Year-end Tax Planning Strategies
As we approach year-end, there is still time to take action to lower your 2009 tax bill and add to your tax-advantage retirement accounts. Here are a few ideas to get you started before year-end. This is by no means an exhaustive list, so please contact us for additional ideas.
Make the Standard Deduction Work for You. If your itemized deductions are just at or below the standard deduction (currently $11,400 for joint filers and $5,700 for singles), they don’t generate an tax benefit for you. However, you can bunch itemized deductions from two calendar years into a single tax year to take full advantage of them and exceed the standard deduction that year. Then you can take the standard deduction the next year. Following this two-year pattern results in greater deductions overall. Deductions that work well for this strategy include charitable contributions, property taxes, the fourth quarter estimated state income tax payment, and your January mortgage payment.
Consider Selling Appreciated Securities. It may be a good time to consider selling capital assets (e.g., common stock) with a low cost basis. The maximum capital gains tax rate is 15% for gains from the sale of qualifying assets held more that one year. In fact, taxpayers in the 10% and 15% ordinary tax brackets can do even better by taking advantage of the 0% capital gains rate in 2009. The 15% maximum tax rate is available for both the regular and alternative minimum tax (AMT). In addition, qualifying dividends received during 2009 will generally be taxed at the 0% or 15% capital gain rates.
Contribute to Your Traditional or Roth IRA. You can contribute up to $5,000 ($6,000 if you are age 50 or older by year-end) to your IRA in 2009 if certain conditions are met. For married couples, the combined contribution limits are $10,000 ($5,000 each) and $12,000 ($6,000 each if both are age 50 by year-end) when a joint return is filed, proved one or both spouses had at least that much earned income. In addition, contributions to traditional IRAs may be tax deductible, subject to specific conditions and limitations.
Contribute to Your Employer-Sponsored Retirement Plan. The 2009 annual deferral limit for qualified retirement plans is $16,500. If you are at least age 50 by year-end, you can contribute an additional $5,500 to 401(k), 403(b), and 457 plans. These contributions normally decrease your taxable income and thereby lower your tax bill.

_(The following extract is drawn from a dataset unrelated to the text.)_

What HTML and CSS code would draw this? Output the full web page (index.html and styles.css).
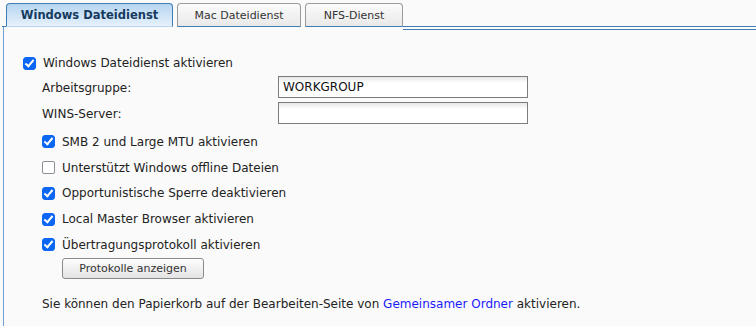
FILE: index.html
```html
<!DOCTYPE html>
<html lang="de">
<head>
<meta charset="utf-8">
<link rel="stylesheet" href="styles.css">
</head>
<body>
<div class="tabs">
  <div class="tab active">Windows Dateidienst</div>
  <div class="tab">Mac Dateidienst</div>
  <div class="tab">NFS-Dienst</div>
  <div class="tab-fill"></div>
</div>
<div class="panel">
  <label class="check top"><span class="box on"></span>Windows Dateidienst aktivieren</label>
  <div class="sub">
    <div class="field"><span class="flabel">Arbeitsgruppe:</span><span class="input">WORKGROUP</span></div>
    <div class="field"><span class="flabel">WINS-Server:</span><span class="input"></span></div>
    <label class="check first"><span class="box on"></span>SMB 2 und Large MTU aktivieren</label>
    <label class="check"><span class="box"></span>Unterstützt Windows offline Dateien</label>
    <label class="check"><span class="box on"></span>Opportunistische Sperre deaktivieren</label>
    <label class="check"><span class="box on"></span>Local Master Browser aktivieren</label>
    <label class="check"><span class="box on"></span>Übertragungsprotokoll aktivieren</label>
    <div class="btnrow"><span class="button">Protokolle anzeigen</span></div>
    <p class="note">Sie können den Papierkorb auf der Bearbeiten-Seite von <a class="link">Gemeinsamer Ordner</a> aktivieren.</p>
  </div>
</div>
</body>
</html>
```
FILE: styles.css
```css
html, body {
  margin: 0;
  padding: 0;
  background: #fafafa;
  font-family: "DejaVu Sans", Verdana, sans-serif;
  font-size: 12px;
  color: #222;
  width: 756px;
  height: 326px;
  overflow: hidden;
}
.tabs {
  display: flex;
  align-items: flex-end;
  padding: 3px 0 0 2px;
  height: 24px;
}
.tabs::before {
  content: "";
  width: 4px;
  height: 1px;
  background: #3f7cb4;
}
.tab {
  box-sizing: border-box;
  height: 24px;
  border: 1px solid #9a9a9a;
  border-bottom: 1px solid #3f7cb4;
  border-radius: 4px 4px 0 0;
  background: linear-gradient(#fbfbfb, #e9e9e9);
  color: #333;
  display: flex;
  align-items: center;
  justify-content: center;
  font-size: 11px;
  margin-right: 4px;
}
.tab:nth-child(2) { width: 124px; }
.tab:nth-child(3) { width: 98px; }
.tab.active {
  width: 167px;
  border-color: #3f7cb4;
  border-bottom-color: transparent;
  background: linear-gradient(#b6d5f1, #e6f1fb);
  color: #153a5e;
  font-weight: bold;
  font-size: 11.5px;
}
.tab-fill {
  flex: 1;
  height: 1px;
  background: #3f7cb4;
  box-shadow: 0 3px 0 #3f7cb4;
  margin-left: -4px;
}
.panel {
  border-left: 1px solid #6f9fd0;
  margin-left: 3px;
  height: 299px;
  padding: 26px 0 0 19px;
  box-sizing: border-box;
}
.check {
  display: flex;
  align-items: center;
  height: 25.75px;
  color: #222;
}
.check.top { height: 20px; margin-bottom: 1px; }
.check.first { margin-top: 3px; }
.box {
  box-sizing: border-box;
  width: 13px;
  height: 13px;
  border: 1.5px solid #8d8d95;
  border-radius: 2px;
  background: #fff;
  margin-right: 7px;
  position: relative;
  flex: none;
}
.box.on {
  background: #0b67f3;
  border-color: #0b67f3;
  border-radius: 3px;
}
.box.on::after {
  content: "";
  position: absolute;
  left: 3px;
  top: 0px;
  width: 3px;
  height: 7px;
  border: solid #fff;
  border-width: 0 2px 2px 0;
  transform: rotate(40deg);
}
.sub {
  padding-left: 19px;
}
.field {
  display: flex;
  align-items: center;
  height: 26px;
}
.flabel {
  width: 236px;
  padding-top: 2px;
}
.input {
  box-sizing: border-box;
  width: 250px;
  height: 22px;
  border: 1px solid #7c7c7c;
  background: linear-gradient(#e6e6e6, #ffffff 6px);
  padding: 3px 4px;
  color: #111;
}
.btnrow {
  padding-left: 20px;
  display: flex;
}
.button {
  box-sizing: border-box;
  width: 142px;
  height: 21px;
  border: 1px solid #8a8a8a;
  border-radius: 3px;
  background: linear-gradient(#fdfdfd, #e3e3e3);
  display: flex;
  align-items: center;
  justify-content: center;
  font-size: 11px;
  color: #333;
}
.note {
  margin: 18px 0 0 0;
  color: #222;
}
.link { color: #1a1aff; }
```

50% Bonus Depreciation. Qualifying equipment, which includes most tangible personal property and software and certain leasehold improvements acquired and placed in use during 2009, are eligible for an immediate 50% bonus depreciation deduction. This is in addition to the normal depreciation deduction on the remaining balance.
Choose I Bonds for Inflation-adjusted Earnings
The damaging effect of inflation on fixed income investments like bonds is well understood. As inflation rises, the purchasing power of your interest decreases along with the value of your bonds. Series I Bonds provide a shield from the eroding effects of inflation and allow for tax deferral on earnings until bonds are redeemed or mature.
I Bonds are U.S. Treasury securities backed by the full faith and credit of the United States. They are sold at face value and grow with inflation-indexed earnings for up to 30 years. The earnings rate combines a fixed rate and a variable rate based on the Consumer Price Index. The minimum purchase requirements for I Bonds are $25 in electronic format and $50 in paper format. The maximum calendar year purchase is $5,000 each in electronic and paper bonds. I Bonds can be purchased from financial institutions and from the Treasury at www.treasurydirect.gov
College Financial Aid Changes
The “applying for college financial aid” season begins January 1 – that’s the first day the Free Application for Federal Student Aid (FASFA) can be submitted for the 2010-2011 school year. The new FASFA includes only minor changes this year. Now, the student and parent need to report and earnings from work under a cooperative education program offered by an institution of higher learning. However, veteran’s education benefits received by the student are no longer reported. Also, the Department of Education has announced regulatory changes that increase the eligibility for the Academic Competitiveness Grant and the National SMART Grant Programs. The definitions of eligible programs and eligible majors have been expanded, and the requirement for full-time enrollment has been removed.
Substantiating Charitable Contributions
As we approach year-end, many of us may need to catch up on our charitable contributions for a number of reasons in addition to a tax break. So, let’s briefly review the IRS rules on deducting charitable contributions. A donor will not be allowed any deduction for a contribution by cash or check, or any other monetary gift, regardless of the amount unless the donor retains either (1) a bank record that support the donation or (2) a written receipt or communication from the charity showing the name of the organization, date, and amount of contribution.
Property donations valued at less than $250 must be substantiated by a written receipt or letter from the charitable organization showing the organization’s name, the date and place of the contribution, and a detailed description of the property. Donors must also obtain a written acknowledgement from the charity if the value of the contribution (in cash or other property) is $250 or more – a canceled check or other reliable records are not sufficient proof.